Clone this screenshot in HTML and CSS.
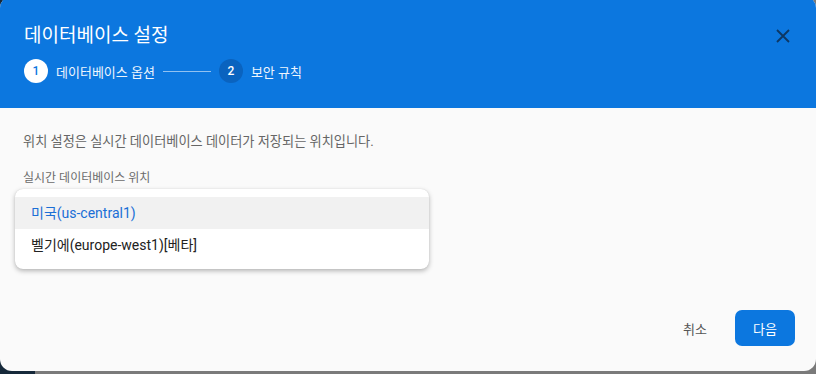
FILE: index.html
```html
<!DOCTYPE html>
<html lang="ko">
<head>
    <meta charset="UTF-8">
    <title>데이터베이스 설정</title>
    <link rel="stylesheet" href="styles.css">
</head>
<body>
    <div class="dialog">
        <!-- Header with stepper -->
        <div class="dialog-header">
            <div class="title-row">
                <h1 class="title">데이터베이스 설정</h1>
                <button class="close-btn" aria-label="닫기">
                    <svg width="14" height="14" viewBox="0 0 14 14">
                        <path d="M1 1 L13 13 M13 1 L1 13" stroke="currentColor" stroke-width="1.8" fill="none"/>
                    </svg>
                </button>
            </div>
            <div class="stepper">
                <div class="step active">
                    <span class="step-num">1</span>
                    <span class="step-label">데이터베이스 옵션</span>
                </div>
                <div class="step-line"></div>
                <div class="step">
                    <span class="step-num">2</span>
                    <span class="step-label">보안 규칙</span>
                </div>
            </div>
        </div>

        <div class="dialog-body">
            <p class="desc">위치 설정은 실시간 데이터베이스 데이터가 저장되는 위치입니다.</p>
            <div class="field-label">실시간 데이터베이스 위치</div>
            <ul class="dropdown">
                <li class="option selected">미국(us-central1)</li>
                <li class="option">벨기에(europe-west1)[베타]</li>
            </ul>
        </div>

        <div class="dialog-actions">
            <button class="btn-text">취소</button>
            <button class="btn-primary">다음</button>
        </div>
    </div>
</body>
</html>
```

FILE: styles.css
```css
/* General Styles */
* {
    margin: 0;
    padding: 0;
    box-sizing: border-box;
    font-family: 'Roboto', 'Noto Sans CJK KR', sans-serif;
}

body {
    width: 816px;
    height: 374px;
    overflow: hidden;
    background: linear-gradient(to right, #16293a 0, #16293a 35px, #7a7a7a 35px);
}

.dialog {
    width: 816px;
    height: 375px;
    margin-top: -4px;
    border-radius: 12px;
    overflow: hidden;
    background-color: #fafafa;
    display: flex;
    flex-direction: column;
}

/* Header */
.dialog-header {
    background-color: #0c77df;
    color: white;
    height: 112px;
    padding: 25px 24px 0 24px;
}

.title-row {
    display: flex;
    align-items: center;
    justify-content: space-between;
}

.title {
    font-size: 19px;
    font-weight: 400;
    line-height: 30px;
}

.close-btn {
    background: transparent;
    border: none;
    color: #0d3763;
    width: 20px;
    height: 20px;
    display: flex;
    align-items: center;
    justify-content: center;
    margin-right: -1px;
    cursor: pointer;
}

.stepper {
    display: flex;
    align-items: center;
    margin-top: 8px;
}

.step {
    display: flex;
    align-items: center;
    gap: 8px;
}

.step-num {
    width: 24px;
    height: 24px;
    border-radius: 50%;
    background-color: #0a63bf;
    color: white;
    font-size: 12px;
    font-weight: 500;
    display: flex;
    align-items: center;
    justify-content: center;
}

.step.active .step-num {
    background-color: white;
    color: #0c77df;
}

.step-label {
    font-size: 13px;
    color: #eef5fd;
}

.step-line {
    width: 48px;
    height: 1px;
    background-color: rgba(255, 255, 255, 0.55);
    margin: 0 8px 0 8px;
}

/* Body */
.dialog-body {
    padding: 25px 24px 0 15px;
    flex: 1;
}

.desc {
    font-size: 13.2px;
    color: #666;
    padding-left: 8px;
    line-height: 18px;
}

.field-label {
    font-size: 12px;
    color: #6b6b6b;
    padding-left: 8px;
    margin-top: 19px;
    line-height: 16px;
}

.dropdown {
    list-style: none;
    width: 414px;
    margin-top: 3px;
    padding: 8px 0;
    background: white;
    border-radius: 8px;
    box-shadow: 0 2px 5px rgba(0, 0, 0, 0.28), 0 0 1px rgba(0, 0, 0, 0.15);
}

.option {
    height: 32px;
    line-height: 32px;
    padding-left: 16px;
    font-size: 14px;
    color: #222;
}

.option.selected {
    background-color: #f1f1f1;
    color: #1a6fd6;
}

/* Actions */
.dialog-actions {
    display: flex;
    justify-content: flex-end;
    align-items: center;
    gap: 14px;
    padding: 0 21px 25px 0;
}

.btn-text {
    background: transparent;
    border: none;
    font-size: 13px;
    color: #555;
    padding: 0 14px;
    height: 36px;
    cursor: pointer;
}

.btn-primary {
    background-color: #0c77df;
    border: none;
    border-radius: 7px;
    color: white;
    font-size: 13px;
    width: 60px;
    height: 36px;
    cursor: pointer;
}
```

◇ ◇ ◇ ◇ ◇

WHAT THIS TASK INVOLVES - Set down all the data again exactly as above, pictures excluded.

SOLUTION -
Clone this screenshot in HTML and CSS.
FILE: index.html
```html
<!DOCTYPE html>
<html lang="ko">
<head>
    <meta charset="UTF-8">
    <title>데이터베이스 설정</title>
    <link rel="stylesheet" href="styles.css">
</head>
<body>
    <div class="dialog">
        <!-- Header with stepper -->
        <div class="dialog-header">
            <div class="title-row">
                <h1 class="title">데이터베이스 설정</h1>
                <button class="close-btn" aria-label="닫기">
                    <svg width="14" height="14" viewBox="0 0 14 14">
                        <path d="M1 1 L13 13 M13 1 L1 13" stroke="currentColor" stroke-width="1.8" fill="none"/>
                    </svg>
                </button>
            </div>
            <div class="stepper">
                <div class="step active">
                    <span class="step-num">1</span>
                    <span class="step-label">데이터베이스 옵션</span>
                </div>
                <div class="step-line"></div>
                <div class="step">
                    <span class="step-num">2</span>
                    <span class="step-label">보안 규칙</span>
                </div>
            </div>
        </div>

        <div class="dialog-body">
            <p class="desc">위치 설정은 실시간 데이터베이스 데이터가 저장되는 위치입니다.</p>
            <div class="field-label">실시간 데이터베이스 위치</div>
            <ul class="dropdown">
                <li class="option selected">미국(us-central1)</li>
                <li class="option">벨기에(europe-west1)[베타]</li>
            </ul>
        </div>

        <div class="dialog-actions">
            <button class="btn-text">취소</button>
            <button class="btn-primary">다음</button>
        </div>
    </div>
</body>
</html>
```

FILE: styles.css
```css
/* General Styles */
* {
    margin: 0;
    padding: 0;
    box-sizing: border-box;
    font-family: 'Roboto', 'Noto Sans CJK KR', sans-serif;
}

body {
    width: 816px;
    height: 374px;
    overflow: hidden;
    background: linear-gradient(to right, #16293a 0, #16293a 35px, #7a7a7a 35px);
}

.dialog {
    width: 816px;
    height: 375px;
    margin-top: -4px;
    border-radius: 12px;
    overflow: hidden;
    background-color: #fafafa;
    display: flex;
    flex-direction: column;
}

/* Header */
.dialog-header {
    background-color: #0c77df;
    color: white;
    height: 112px;
    padding: 25px 24px 0 24px;
}

.title-row {
    display: flex;
    align-items: center;
    justify-content: space-between;
}

.title {
    font-size: 19px;
    font-weight: 400;
    line-height: 30px;
}

.close-btn {
    background: transparent;
    border: none;
    color: #0d3763;
    width: 20px;
    height: 20px;
    display: flex;
    align-items: center;
    justify-content: center;
    margin-right: -1px;
    cursor: pointer;
}

.stepper {
    display: flex;
    align-items: center;
    margin-top: 8px;
}

.step {
    display: flex;
    align-items: center;
    gap: 8px;
}

.step-num {
    width: 24px;
    height: 24px;
    border-radius: 50%;
    background-color: #0a63bf;
    color: white;
    font-size: 12px;
    font-weight: 500;
    display: flex;
    align-items: center;
    justify-content: center;
}

.step.active .step-num {
    background-color: white;
    color: #0c77df;
}

.step-label {
    font-size: 13px;
    color: #eef5fd;
}

.step-line {
    width: 48px;
    height: 1px;
    background-color: rgba(255, 255, 255, 0.55);
    margin: 0 8px 0 8px;
}

/* Body */
.dialog-body {
    padding: 25px 24px 0 15px;
    flex: 1;
}

.desc {
    font-size: 13.2px;
    color: #666;
    padding-left: 8px;
    line-height: 18px;
}

.field-label {
    font-size: 12px;
    color: #6b6b6b;
    padding-left: 8px;
    margin-top: 19px;
    line-height: 16px;
}

.dropdown {
    list-style: none;
    width: 414px;
    margin-top: 3px;
    padding: 8px 0;
    background: white;
    border-radius: 8px;
    box-shadow: 0 2px 5px rgba(0, 0, 0, 0.28), 0 0 1px rgba(0, 0, 0, 0.15);
}

.option {
    height: 32px;
    line-height: 32px;
    padding-left: 16px;
    font-size: 14px;
    color: #222;
}

.option.selected {
    background-color: #f1f1f1;
    color: #1a6fd6;
}

/* Actions */
.dialog-actions {
    display: flex;
    justify-content: flex-end;
    align-items: center;
    gap: 14px;
    padding: 0 21px 25px 0;
}

.btn-text {
    background: transparent;
    border: none;
    font-size: 13px;
    color: #555;
    padding: 0 14px;
    height: 36px;
    cursor: pointer;
}

.btn-primary {
    background-color: #0c77df;
    border: none;
    border-radius: 7px;
    color: white;
    font-size: 13px;
    width: 60px;
    height: 36px;
    cursor: pointer;
}
```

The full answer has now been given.